La construction d’un seuil de l’intolérable commun à toute l’équipe éducative implique la construction d’un compromis entre tous les personnels où chacun apporte sa vision mais accepte de pratiquer, dans sa classe, dans son atelier, la loi commune. Il faut se garder de penser qu’un simple consensus sans réflexion de toute l’équipe de l’établissement puisse y suffire.
Le développement d’une véritable communauté éducative regroupant tous les acteurs d’un établissement , quelles que soient leurs origines, leurs philosophies, leurs croyances est le meilleur antidote contre les replis communautaires.
Redonner sens au collectif
Face à une telle situation, il est important que la société s’interroge sur ce qui peut redonner sens à du collectif.
N’avons-nous pas trop rapidement abandonner des rites collectifs ?: La construction de la personnalité, le sentiment d’appartenance à un groupe, à un établissement , à une nation passe par des rites.
S’il n’y a plus aucun rite organisé par la société, ceux-ci passeront par d’autres : la bande, les groupes ethniques ou religieux….
L’appartenance à un collectif est un élément important du Vivre ensemble. Pour dépasser les tensions communautaires, il faut proposer des éléments d’une appartenance collective.
Donner le sentiment qu’on appartient à un collectif doit être au cœur des projets d’établissements …..
L’établissement scolaire public doit se concevoir comme porteur d’un projet collectif approprié par tous, élément d’un projet national collectif.
Le défi de l’école inclusive n’est donc pas d’opposer des cultures , des traditions, mais en partant du principe que chaque culture porte une part d’universel , de donner sans attitude paternaliste ou néo-colonialiste des connaissances à la fois sur l’histoire, la culture des pays d’origine et sur le patrimoine national français et européen afin de forger un sentiment commun d’appartenance qui ne nie pas la diversité des identités .
D) L’enjeu des relations école/famille
Le partenariat école-famille est une relation d’adultes égaux en droits et en dignité qui se doivent un respect mutuel , qui s’épaulent les uns les autres pour la réussite des jeunes.
Dialogue entre adultes ne veut pas dire consensus « mou » permanent , mais peut vouloir dire confrontation exigeante de points de vue contradictoires, frictions qu’il faut dépasser pour qu’elles ne deviennent pas un conflit permanent.
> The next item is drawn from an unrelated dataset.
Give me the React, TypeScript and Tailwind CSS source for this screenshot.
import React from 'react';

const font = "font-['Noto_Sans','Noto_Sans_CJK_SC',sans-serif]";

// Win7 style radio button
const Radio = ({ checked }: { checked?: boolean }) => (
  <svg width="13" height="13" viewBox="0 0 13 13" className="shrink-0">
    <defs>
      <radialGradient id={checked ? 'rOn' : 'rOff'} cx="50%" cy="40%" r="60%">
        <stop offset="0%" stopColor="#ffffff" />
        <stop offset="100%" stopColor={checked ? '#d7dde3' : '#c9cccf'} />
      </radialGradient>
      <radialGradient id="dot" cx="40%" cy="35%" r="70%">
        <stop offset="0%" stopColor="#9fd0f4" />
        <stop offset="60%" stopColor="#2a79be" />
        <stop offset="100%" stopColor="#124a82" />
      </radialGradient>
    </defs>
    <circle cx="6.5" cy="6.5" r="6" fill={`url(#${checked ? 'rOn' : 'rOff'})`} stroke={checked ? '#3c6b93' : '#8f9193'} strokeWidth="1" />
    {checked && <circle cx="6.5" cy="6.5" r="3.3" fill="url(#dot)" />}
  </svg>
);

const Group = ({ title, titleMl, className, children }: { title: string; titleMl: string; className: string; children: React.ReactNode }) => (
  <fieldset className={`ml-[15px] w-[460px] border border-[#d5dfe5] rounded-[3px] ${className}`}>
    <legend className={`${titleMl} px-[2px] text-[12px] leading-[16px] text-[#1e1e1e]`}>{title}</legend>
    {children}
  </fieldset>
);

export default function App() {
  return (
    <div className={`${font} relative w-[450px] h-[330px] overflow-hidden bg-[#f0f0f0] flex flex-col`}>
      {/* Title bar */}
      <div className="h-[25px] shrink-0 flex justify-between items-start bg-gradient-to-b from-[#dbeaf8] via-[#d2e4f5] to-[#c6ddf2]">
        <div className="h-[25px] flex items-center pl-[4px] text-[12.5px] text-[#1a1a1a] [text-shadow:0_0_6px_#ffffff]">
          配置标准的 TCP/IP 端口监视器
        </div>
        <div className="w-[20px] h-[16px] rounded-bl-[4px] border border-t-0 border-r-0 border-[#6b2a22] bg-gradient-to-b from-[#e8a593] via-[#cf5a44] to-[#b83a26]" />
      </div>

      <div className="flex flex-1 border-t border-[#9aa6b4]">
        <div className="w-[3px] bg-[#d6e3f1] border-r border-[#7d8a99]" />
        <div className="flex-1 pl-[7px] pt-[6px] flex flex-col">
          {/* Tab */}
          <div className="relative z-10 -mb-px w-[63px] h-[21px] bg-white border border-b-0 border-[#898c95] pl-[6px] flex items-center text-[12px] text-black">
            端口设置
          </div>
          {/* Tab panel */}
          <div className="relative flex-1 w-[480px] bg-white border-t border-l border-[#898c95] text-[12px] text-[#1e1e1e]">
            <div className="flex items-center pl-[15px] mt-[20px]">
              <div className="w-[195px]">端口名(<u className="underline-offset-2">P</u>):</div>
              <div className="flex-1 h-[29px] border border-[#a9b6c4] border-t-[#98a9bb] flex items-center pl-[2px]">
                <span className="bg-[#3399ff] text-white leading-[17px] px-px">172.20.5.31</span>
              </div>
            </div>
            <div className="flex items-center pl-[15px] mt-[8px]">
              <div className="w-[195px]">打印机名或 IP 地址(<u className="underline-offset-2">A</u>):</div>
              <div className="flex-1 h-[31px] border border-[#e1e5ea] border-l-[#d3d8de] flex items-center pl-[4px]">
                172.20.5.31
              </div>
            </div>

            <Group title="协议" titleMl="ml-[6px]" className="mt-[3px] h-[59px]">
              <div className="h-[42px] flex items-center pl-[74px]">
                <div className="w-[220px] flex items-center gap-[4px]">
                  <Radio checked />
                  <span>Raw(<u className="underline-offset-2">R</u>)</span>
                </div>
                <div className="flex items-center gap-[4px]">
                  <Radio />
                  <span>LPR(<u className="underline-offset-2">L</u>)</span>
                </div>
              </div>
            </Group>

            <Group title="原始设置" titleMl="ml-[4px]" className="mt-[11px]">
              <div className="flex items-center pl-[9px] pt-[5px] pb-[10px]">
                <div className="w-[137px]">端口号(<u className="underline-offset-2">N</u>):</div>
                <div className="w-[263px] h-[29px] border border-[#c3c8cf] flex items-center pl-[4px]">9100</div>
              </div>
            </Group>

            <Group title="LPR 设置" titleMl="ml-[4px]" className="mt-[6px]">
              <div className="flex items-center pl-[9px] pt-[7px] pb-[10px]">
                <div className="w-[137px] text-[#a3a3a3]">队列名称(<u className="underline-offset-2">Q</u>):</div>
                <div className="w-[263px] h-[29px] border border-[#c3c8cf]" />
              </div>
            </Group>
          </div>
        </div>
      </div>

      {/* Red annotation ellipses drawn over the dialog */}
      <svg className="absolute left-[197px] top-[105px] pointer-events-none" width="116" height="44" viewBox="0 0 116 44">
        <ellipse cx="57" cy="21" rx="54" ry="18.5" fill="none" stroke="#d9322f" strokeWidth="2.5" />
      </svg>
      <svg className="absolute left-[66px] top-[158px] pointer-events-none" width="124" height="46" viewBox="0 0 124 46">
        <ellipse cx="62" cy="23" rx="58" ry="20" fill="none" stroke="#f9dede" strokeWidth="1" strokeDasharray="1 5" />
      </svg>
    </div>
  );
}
Il faut passer d’une situation de défiance à une relation de confiance.
• Respect réciproque :
– des enseignants envers les parents, quels que soient leurs situations, leurs origines sociales, car ils sont responsables de leur enfants ;
– des parents envers les enseignants et les missions qui leur ont été confiées par les autorités.
• Chacun, école et famille, a besoin de l’autre pour mener à bien sa mission ;
L’enseignant doit renforcer l’autorité des parents et réciproquement….
• Construire de bonnes relations parents-enseignants doit se placer dans l’optique d’une meilleure efficacité de l’acte éducatif, donc d’une meilleure réussite du jeune basée sur l’espérance de chacun dans le potentiel de chaque enfant.
• Les enseignants et les parents doivent s’épauler les uns les autres, sans qu’il y ait ni volonté d’être le patron, ni tentation d’instrumentalisation, mais un travail commun sur des objectifs communs.
• Construire de bonnes relations parents-enseignants fait partie des missions des enseignants et de l’exercice de leur métier.
• Il est nécessaire de montrer qu’il qu’il y a diversité des chemins pour parvenir à de bonnes relations parents-enseignants.
• Les familles les plus éloignées de l’école ne doivent pas être jugées comme démissionnaires, mais doivent être respectées et accompagnées. Les enseignants doivent changer leur regard concernant ces familles. Changer de regard, c’est être à l’écoute des familles, faciliter l’expression de leurs besoins, ne pas les stigmatiser, avoir le souci de les rendre plus responsables et plus autonomes.
• Les associations de parents d’élèves doivent être reconnues à la fois comme porteuses d’une expression collective qui n’est pas la somme d’intérêts particuliers et comme médiatrices naturelles entre l’institution scolaire et les familles.
• Le travail avec les familles doit aussi s’inscrire dans l’action pour la responsabilisation et l’autonomie du jeune.
Prendre au sérieux la parole des parents passe en parallèle par une véritable prise en compte de la parole du jeune dans la classe et dans l’école.
En conclusion, l’identité professionnelle des enseignants doit s’affirmer tout au long de la carrière et doit notamment reposer sur trois préoccupations constantes :
• Donner du sens au savoir, motiver le jeune, le mettre en situation d’appétence, lui donner le goût de l’effort
• Travailler en équipe, travailler en partenariat avec son environnement économique, social ou culturel, avoir le souci d’élargir l’horizon culturel des jeunes
• Travailler avec toutes les familles
Des enseignants mieux porteurs d’une identité professionnelle forte, c’est une école , des personnels, des programmes plus légitimes , plus porteurs de sens, affirmant mieux son rôle et sa mission.
La légitimité de l’école ne se décrète pas, elle se construit sur des valeurs vécus, sur la réussite des jeunes, sur une action permanente contre toutes les discriminations.
Construire, susciter l’espoir chez le jeune et sa famille, est un élément de la réussite de l’école et de ses personnels.